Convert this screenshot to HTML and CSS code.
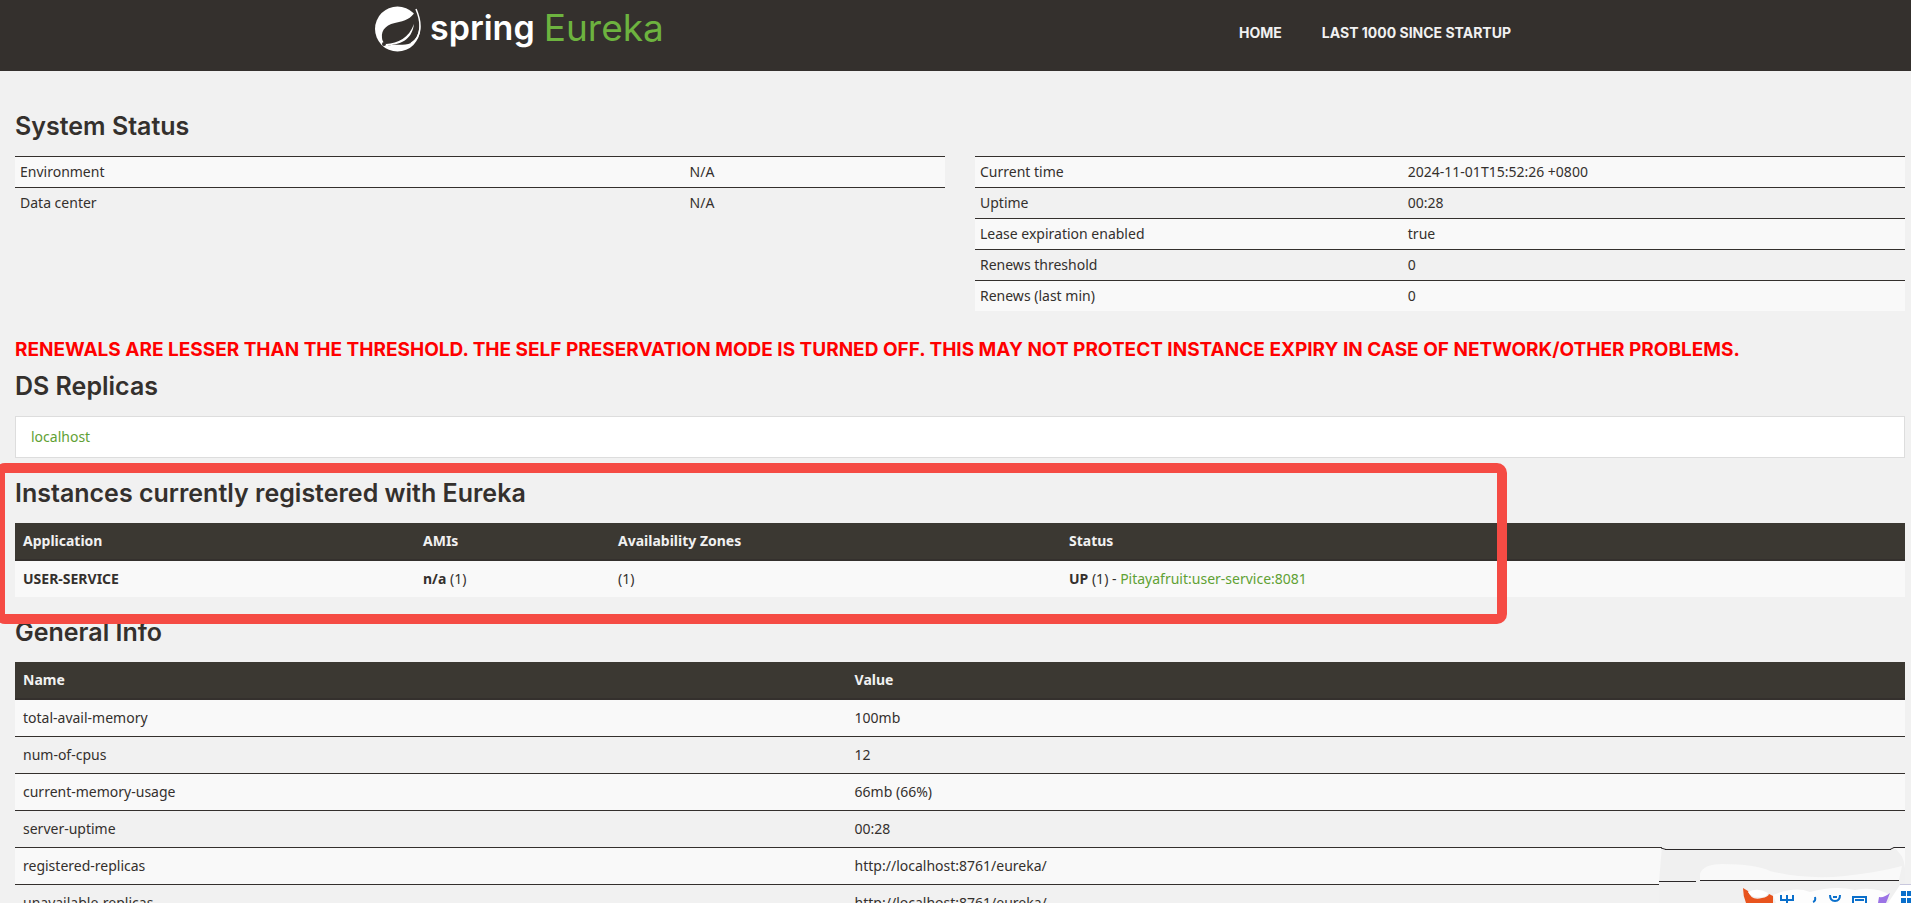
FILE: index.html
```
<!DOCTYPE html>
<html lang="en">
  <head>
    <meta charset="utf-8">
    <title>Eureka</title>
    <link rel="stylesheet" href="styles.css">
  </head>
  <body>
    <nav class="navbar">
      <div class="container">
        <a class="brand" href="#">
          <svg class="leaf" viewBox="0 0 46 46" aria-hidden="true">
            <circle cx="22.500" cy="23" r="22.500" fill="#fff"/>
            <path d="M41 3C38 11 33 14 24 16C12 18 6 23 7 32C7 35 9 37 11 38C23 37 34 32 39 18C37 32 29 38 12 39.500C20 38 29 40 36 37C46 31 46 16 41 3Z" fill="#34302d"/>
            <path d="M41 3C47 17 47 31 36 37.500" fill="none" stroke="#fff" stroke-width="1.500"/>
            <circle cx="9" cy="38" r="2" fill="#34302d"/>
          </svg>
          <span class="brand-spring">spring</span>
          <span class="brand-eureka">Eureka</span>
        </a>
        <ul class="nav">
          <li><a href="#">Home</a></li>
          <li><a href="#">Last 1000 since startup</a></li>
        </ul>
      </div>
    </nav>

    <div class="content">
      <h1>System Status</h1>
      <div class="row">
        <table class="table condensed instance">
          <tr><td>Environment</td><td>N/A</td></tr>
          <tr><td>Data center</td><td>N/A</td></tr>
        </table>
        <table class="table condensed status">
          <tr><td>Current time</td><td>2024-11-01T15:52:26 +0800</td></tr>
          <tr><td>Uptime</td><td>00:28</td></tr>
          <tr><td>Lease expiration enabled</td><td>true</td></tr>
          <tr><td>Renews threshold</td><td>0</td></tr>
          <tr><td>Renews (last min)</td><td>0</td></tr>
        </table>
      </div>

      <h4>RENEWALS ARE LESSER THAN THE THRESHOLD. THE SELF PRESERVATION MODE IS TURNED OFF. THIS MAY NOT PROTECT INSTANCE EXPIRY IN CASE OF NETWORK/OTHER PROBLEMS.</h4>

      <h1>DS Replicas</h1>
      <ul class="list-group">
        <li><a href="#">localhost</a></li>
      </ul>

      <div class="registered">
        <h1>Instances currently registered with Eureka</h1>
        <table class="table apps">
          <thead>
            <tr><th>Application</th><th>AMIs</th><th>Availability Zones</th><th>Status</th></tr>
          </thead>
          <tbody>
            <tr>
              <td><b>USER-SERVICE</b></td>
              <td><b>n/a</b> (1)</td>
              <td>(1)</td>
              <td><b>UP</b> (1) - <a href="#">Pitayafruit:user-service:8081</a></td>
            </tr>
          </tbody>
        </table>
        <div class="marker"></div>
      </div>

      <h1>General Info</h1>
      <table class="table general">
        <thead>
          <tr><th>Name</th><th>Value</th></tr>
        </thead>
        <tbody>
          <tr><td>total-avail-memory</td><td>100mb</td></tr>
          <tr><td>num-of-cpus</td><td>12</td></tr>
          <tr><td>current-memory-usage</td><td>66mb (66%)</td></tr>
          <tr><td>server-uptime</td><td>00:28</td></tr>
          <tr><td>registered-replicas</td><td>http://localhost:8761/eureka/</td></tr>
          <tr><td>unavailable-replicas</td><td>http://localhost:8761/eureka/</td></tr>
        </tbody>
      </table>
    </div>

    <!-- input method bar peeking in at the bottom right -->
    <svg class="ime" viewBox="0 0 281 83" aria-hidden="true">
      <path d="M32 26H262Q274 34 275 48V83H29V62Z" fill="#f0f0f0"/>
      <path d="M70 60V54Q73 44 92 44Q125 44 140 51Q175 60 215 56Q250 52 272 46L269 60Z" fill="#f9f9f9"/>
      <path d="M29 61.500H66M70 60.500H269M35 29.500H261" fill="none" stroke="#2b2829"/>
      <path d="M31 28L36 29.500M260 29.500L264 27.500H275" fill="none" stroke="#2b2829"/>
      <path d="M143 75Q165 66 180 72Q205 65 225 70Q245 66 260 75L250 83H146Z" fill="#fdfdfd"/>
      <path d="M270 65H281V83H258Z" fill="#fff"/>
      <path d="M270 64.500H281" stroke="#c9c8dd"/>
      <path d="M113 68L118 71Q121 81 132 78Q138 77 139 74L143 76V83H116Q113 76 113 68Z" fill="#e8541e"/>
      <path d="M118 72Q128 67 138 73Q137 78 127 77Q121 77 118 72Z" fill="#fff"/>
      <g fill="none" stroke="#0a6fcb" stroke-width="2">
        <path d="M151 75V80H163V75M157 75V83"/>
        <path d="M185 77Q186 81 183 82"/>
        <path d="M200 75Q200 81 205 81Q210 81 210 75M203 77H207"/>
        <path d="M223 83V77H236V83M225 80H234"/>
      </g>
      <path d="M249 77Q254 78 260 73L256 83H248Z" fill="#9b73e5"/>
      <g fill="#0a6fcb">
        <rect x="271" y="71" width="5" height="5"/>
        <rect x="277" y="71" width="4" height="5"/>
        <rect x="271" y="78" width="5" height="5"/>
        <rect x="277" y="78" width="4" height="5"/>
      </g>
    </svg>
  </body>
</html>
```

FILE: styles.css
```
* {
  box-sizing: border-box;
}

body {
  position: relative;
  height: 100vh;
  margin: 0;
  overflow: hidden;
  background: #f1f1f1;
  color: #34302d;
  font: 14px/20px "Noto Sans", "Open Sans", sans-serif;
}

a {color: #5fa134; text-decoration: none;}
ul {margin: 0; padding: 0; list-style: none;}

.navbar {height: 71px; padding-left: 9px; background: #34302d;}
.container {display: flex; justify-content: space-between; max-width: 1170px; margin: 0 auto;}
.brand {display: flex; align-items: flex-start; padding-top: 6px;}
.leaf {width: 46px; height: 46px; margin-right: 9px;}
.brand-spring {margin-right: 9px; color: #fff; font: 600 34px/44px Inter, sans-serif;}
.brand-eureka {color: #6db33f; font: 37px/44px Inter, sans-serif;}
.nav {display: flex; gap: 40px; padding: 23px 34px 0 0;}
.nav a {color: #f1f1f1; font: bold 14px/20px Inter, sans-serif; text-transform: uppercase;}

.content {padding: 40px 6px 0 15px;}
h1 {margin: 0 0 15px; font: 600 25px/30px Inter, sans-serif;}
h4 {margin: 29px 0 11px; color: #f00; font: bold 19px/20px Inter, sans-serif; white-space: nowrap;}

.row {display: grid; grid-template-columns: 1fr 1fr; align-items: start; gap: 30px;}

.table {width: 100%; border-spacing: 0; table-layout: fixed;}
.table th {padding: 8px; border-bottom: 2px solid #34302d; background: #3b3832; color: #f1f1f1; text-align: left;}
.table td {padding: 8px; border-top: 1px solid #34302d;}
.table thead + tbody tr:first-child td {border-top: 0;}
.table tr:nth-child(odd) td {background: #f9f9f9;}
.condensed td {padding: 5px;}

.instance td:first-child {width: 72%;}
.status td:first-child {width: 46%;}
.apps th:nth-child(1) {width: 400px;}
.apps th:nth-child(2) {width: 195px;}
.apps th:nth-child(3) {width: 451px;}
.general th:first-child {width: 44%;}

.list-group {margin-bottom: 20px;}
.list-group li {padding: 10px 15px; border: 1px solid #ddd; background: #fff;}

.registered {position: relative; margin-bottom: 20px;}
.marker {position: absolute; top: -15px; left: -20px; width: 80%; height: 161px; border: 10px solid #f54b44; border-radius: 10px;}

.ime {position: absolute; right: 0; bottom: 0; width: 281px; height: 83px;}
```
┄┄┄┄┄┄┄┄┄┄┄┄┄┄┄┄┄┄┄┄
**DIRECTIVE:**
Exclude the images and reproduce the remaining data exactly.

**TASK OUTPUT:**
Convert this screenshot to HTML and CSS code.
FILE: index.html
```
<!DOCTYPE html>
<html lang="en">
  <head>
    <meta charset="utf-8">
    <title>Eureka</title>
    <link rel="stylesheet" href="styles.css">
  </head>
  <body>
    <nav class="navbar">
      <div class="container">
        <a class="brand" href="#">
          <svg class="leaf" viewBox="0 0 46 46" aria-hidden="true">
            <circle cx="22.500" cy="23" r="22.500" fill="#fff"/>
            <path d="M41 3C38 11 33 14 24 16C12 18 6 23 7 32C7 35 9 37 11 38C23 37 34 32 39 18C37 32 29 38 12 39.500C20 38 29 40 36 37C46 31 46 16 41 3Z" fill="#34302d"/>
            <path d="M41 3C47 17 47 31 36 37.500" fill="none" stroke="#fff" stroke-width="1.500"/>
            <circle cx="9" cy="38" r="2" fill="#34302d"/>
          </svg>
          <span class="brand-spring">spring</span>
          <span class="brand-eureka">Eureka</span>
        </a>
        <ul class="nav">
          <li><a href="#">Home</a></li>
          <li><a href="#">Last 1000 since startup</a></li>
        </ul>
      </div>
    </nav>

    <div class="content">
      <h1>System Status</h1>
      <div class="row">
        <table class="table condensed instance">
          <tr><td>Environment</td><td>N/A</td></tr>
          <tr><td>Data center</td><td>N/A</td></tr>
        </table>
        <table class="table condensed status">
          <tr><td>Current time</td><td>2024-11-01T15:52:26 +0800</td></tr>
          <tr><td>Uptime</td><td>00:28</td></tr>
          <tr><td>Lease expiration enabled</td><td>true</td></tr>
          <tr><td>Renews threshold</td><td>0</td></tr>
          <tr><td>Renews (last min)</td><td>0</td></tr>
        </table>
      </div>

      <h4>RENEWALS ARE LESSER THAN THE THRESHOLD. THE SELF PRESERVATION MODE IS TURNED OFF. THIS MAY NOT PROTECT INSTANCE EXPIRY IN CASE OF NETWORK/OTHER PROBLEMS.</h4>

      <h1>DS Replicas</h1>
      <ul class="list-group">
        <li><a href="#">localhost</a></li>
      </ul>

      <div class="registered">
        <h1>Instances currently registered with Eureka</h1>
        <table class="table apps">
          <thead>
            <tr><th>Application</th><th>AMIs</th><th>Availability Zones</th><th>Status</th></tr>
          </thead>
          <tbody>
            <tr>
              <td><b>USER-SERVICE</b></td>
              <td><b>n/a</b> (1)</td>
              <td>(1)</td>
              <td><b>UP</b> (1) - <a href="#">Pitayafruit:user-service:8081</a></td>
            </tr>
          </tbody>
        </table>
        <div class="marker"></div>
      </div>

      <h1>General Info</h1>
      <table class="table general">
        <thead>
          <tr><th>Name</th><th>Value</th></tr>
        </thead>
        <tbody>
          <tr><td>total-avail-memory</td><td>100mb</td></tr>
          <tr><td>num-of-cpus</td><td>12</td></tr>
          <tr><td>current-memory-usage</td><td>66mb (66%)</td></tr>
          <tr><td>server-uptime</td><td>00:28</td></tr>
          <tr><td>registered-replicas</td><td>http://localhost:8761/eureka/</td></tr>
          <tr><td>unavailable-replicas</td><td>http://localhost:8761/eureka/</td></tr>
        </tbody>
      </table>
    </div>

    <!-- input method bar peeking in at the bottom right -->
    <svg class="ime" viewBox="0 0 281 83" aria-hidden="true">
      <path d="M32 26H262Q274 34 275 48V83H29V62Z" fill="#f0f0f0"/>
      <path d="M70 60V54Q73 44 92 44Q125 44 140 51Q175 60 215 56Q250 52 272 46L269 60Z" fill="#f9f9f9"/>
      <path d="M29 61.500H66M70 60.500H269M35 29.500H261" fill="none" stroke="#2b2829"/>
      <path d="M31 28L36 29.500M260 29.500L264 27.500H275" fill="none" stroke="#2b2829"/>
      <path d="M143 75Q165 66 180 72Q205 65 225 70Q245 66 260 75L250 83H146Z" fill="#fdfdfd"/>
      <path d="M270 65H281V83H258Z" fill="#fff"/>
      <path d="M270 64.500H281" stroke="#c9c8dd"/>
      <path d="M113 68L118 71Q121 81 132 78Q138 77 139 74L143 76V83H116Q113 76 113 68Z" fill="#e8541e"/>
      <path d="M118 72Q128 67 138 73Q137 78 127 77Q121 77 118 72Z" fill="#fff"/>
      <g fill="none" stroke="#0a6fcb" stroke-width="2">
        <path d="M151 75V80H163V75M157 75V83"/>
        <path d="M185 77Q186 81 183 82"/>
        <path d="M200 75Q200 81 205 81Q210 81 210 75M203 77H207"/>
        <path d="M223 83V77H236V83M225 80H234"/>
      </g>
      <path d="M249 77Q254 78 260 73L256 83H248Z" fill="#9b73e5"/>
      <g fill="#0a6fcb">
        <rect x="271" y="71" width="5" height="5"/>
        <rect x="277" y="71" width="4" height="5"/>
        <rect x="271" y="78" width="5" height="5"/>
        <rect x="277" y="78" width="4" height="5"/>
      </g>
    </svg>
  </body>
</html>
```

FILE: styles.css
```
* {
  box-sizing: border-box;
}

body {
  position: relative;
  height: 100vh;
  margin: 0;
  overflow: hidden;
  background: #f1f1f1;
  color: #34302d;
  font: 14px/20px "Noto Sans", "Open Sans", sans-serif;
}

a {color: #5fa134; text-decoration: none;}
ul {margin: 0; padding: 0; list-style: none;}

.navbar {height: 71px; padding-left: 9px; background: #34302d;}
.container {display: flex; justify-content: space-between; max-width: 1170px; margin: 0 auto;}
.brand {display: flex; align-items: flex-start; padding-top: 6px;}
.leaf {width: 46px; height: 46px; margin-right: 9px;}
.brand-spring {margin-right: 9px; color: #fff; font: 600 34px/44px Inter, sans-serif;}
.brand-eureka {color: #6db33f; font: 37px/44px Inter, sans-serif;}
.nav {display: flex; gap: 40px; padding: 23px 34px 0 0;}
.nav a {color: #f1f1f1; font: bold 14px/20px Inter, sans-serif; text-transform: uppercase;}

.content {padding: 40px 6px 0 15px;}
h1 {margin: 0 0 15px; font: 600 25px/30px Inter, sans-serif;}
h4 {margin: 29px 0 11px; color: #f00; font: bold 19px/20px Inter, sans-serif; white-space: nowrap;}

.row {display: grid; grid-template-columns: 1fr 1fr; align-items: start; gap: 30px;}

.table {width: 100%; border-spacing: 0; table-layout: fixed;}
.table th {padding: 8px; border-bottom: 2px solid #34302d; background: #3b3832; color: #f1f1f1; text-align: left;}
.table td {padding: 8px; border-top: 1px solid #34302d;}
.table thead + tbody tr:first-child td {border-top: 0;}
.table tr:nth-child(odd) td {background: #f9f9f9;}
.condensed td {padding: 5px;}

.instance td:first-child {width: 72%;}
.status td:first-child {width: 46%;}
.apps th:nth-child(1) {width: 400px;}
.apps th:nth-child(2) {width: 195px;}
.apps th:nth-child(3) {width: 451px;}
.general th:first-child {width: 44%;}

.list-group {margin-bottom: 20px;}
.list-group li {padding: 10px 15px; border: 1px solid #ddd; background: #fff;}

.registered {position: relative; margin-bottom: 20px;}
.marker {position: absolute; top: -15px; left: -20px; width: 80%; height: 161px; border: 10px solid #f54b44; border-radius: 10px;}

.ime {position: absolute; right: 0; bottom: 0; width: 281px; height: 83px;}
```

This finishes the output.